* **AIM**
Your task is to copy every line of the entries that contains "this".

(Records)
(begin)

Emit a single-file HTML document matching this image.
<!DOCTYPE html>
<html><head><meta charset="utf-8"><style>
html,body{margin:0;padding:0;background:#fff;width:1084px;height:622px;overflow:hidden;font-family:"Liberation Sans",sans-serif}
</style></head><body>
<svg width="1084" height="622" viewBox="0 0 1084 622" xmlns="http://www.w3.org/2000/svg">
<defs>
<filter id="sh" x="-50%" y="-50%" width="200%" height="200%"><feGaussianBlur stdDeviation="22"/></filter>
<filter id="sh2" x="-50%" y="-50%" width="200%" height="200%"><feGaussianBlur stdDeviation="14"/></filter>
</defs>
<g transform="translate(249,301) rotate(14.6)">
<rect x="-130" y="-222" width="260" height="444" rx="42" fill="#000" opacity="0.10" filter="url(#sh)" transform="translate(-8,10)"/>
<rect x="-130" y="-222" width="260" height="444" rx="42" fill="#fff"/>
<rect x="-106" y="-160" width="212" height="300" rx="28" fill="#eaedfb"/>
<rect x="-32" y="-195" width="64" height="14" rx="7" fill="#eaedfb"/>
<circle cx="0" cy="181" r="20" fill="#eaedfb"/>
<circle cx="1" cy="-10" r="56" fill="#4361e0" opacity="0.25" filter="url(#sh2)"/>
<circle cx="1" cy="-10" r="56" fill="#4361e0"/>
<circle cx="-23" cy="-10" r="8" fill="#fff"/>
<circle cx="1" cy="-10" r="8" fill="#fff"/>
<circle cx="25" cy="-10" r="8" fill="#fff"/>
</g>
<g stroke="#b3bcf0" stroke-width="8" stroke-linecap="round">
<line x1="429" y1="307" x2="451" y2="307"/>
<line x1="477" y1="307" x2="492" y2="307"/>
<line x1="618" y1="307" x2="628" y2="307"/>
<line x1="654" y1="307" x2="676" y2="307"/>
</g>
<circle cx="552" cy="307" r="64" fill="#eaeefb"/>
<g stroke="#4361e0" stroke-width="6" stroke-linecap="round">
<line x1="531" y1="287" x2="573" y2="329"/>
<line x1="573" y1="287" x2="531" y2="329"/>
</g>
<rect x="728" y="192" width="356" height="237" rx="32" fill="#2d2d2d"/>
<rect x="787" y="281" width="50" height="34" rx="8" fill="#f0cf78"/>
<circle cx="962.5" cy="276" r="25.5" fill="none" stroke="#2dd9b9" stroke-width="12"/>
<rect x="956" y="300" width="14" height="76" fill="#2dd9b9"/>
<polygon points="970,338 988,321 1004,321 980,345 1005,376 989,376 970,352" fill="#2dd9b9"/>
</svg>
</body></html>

(end)
(begin)

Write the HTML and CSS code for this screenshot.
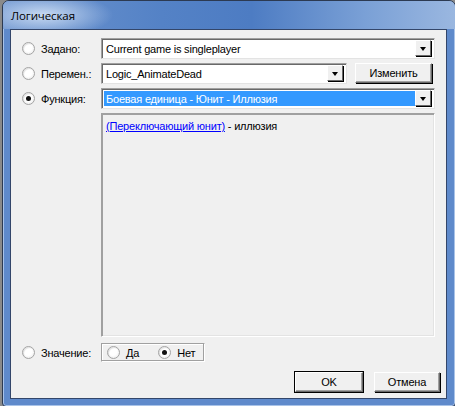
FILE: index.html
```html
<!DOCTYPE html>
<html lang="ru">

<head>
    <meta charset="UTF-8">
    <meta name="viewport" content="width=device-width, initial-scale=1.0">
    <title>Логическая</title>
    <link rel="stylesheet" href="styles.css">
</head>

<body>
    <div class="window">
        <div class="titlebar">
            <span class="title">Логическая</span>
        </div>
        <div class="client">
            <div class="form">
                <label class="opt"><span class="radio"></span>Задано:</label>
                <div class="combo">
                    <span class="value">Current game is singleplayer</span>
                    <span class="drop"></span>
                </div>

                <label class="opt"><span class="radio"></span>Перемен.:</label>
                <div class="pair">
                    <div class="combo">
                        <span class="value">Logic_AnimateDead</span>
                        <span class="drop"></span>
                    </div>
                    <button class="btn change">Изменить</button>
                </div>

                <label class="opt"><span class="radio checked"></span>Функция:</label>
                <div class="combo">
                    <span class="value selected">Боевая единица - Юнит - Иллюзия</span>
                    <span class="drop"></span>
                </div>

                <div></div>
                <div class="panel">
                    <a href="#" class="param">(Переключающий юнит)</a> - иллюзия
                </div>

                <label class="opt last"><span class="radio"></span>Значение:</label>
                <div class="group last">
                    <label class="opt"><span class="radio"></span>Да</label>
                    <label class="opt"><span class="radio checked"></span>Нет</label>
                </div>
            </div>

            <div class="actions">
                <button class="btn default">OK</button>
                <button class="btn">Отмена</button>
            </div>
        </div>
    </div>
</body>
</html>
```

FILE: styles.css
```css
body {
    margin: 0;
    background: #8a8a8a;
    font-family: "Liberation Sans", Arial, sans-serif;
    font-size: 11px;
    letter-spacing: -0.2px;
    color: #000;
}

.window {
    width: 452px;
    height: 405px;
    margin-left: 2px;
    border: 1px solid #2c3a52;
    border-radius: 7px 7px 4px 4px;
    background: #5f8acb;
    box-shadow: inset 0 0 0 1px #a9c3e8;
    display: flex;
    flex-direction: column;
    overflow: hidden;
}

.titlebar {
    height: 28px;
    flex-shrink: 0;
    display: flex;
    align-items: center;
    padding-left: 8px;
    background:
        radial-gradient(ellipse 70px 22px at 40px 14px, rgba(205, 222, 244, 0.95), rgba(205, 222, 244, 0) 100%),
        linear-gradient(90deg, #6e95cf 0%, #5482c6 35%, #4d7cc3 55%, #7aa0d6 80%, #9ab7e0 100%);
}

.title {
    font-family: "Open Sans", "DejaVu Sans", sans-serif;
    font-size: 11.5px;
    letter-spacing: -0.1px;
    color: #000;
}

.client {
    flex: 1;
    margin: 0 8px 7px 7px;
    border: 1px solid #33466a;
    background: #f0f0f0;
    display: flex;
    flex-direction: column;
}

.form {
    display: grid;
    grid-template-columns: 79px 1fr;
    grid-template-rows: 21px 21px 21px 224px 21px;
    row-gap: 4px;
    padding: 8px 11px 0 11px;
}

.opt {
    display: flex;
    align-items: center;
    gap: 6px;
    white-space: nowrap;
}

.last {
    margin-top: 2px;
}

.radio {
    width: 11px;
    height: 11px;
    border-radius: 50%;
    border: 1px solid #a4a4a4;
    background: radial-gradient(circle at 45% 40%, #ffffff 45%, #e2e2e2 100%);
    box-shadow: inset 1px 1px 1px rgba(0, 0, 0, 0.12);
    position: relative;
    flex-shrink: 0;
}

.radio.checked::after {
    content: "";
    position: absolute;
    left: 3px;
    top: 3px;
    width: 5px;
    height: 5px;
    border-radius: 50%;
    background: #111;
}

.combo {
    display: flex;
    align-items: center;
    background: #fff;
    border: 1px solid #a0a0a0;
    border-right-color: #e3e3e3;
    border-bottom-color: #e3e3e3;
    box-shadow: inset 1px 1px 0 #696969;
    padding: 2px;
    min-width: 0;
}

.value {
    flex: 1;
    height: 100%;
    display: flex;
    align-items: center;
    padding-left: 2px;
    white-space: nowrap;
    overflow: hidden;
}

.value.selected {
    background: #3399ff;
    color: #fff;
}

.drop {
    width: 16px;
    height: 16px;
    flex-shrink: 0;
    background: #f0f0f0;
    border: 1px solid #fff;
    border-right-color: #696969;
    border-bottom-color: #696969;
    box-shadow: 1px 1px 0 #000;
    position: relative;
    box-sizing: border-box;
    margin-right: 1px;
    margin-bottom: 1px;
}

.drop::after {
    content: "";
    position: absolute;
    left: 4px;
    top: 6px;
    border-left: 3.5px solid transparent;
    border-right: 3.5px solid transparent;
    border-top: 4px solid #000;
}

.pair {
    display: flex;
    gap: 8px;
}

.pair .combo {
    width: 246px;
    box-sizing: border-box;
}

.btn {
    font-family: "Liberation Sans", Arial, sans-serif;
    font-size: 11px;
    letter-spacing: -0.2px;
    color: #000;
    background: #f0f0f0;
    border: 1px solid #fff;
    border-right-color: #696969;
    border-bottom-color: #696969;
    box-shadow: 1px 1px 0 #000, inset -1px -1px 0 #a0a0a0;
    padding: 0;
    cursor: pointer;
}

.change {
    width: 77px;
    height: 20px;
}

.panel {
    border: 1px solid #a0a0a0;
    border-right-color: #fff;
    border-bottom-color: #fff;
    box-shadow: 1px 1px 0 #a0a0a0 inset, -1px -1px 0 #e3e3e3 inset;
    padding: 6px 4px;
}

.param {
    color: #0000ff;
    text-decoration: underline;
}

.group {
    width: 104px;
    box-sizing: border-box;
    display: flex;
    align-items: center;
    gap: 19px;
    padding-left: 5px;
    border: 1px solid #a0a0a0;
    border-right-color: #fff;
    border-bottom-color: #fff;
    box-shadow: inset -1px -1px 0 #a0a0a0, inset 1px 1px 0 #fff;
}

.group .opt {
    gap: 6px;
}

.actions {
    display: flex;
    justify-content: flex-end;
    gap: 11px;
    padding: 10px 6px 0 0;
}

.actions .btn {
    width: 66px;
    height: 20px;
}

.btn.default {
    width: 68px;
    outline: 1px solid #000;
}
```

(end)

* **OUTPUT BELOW**
Emit a single-file HTML document matching this image.
Write the HTML and CSS code for this screenshot.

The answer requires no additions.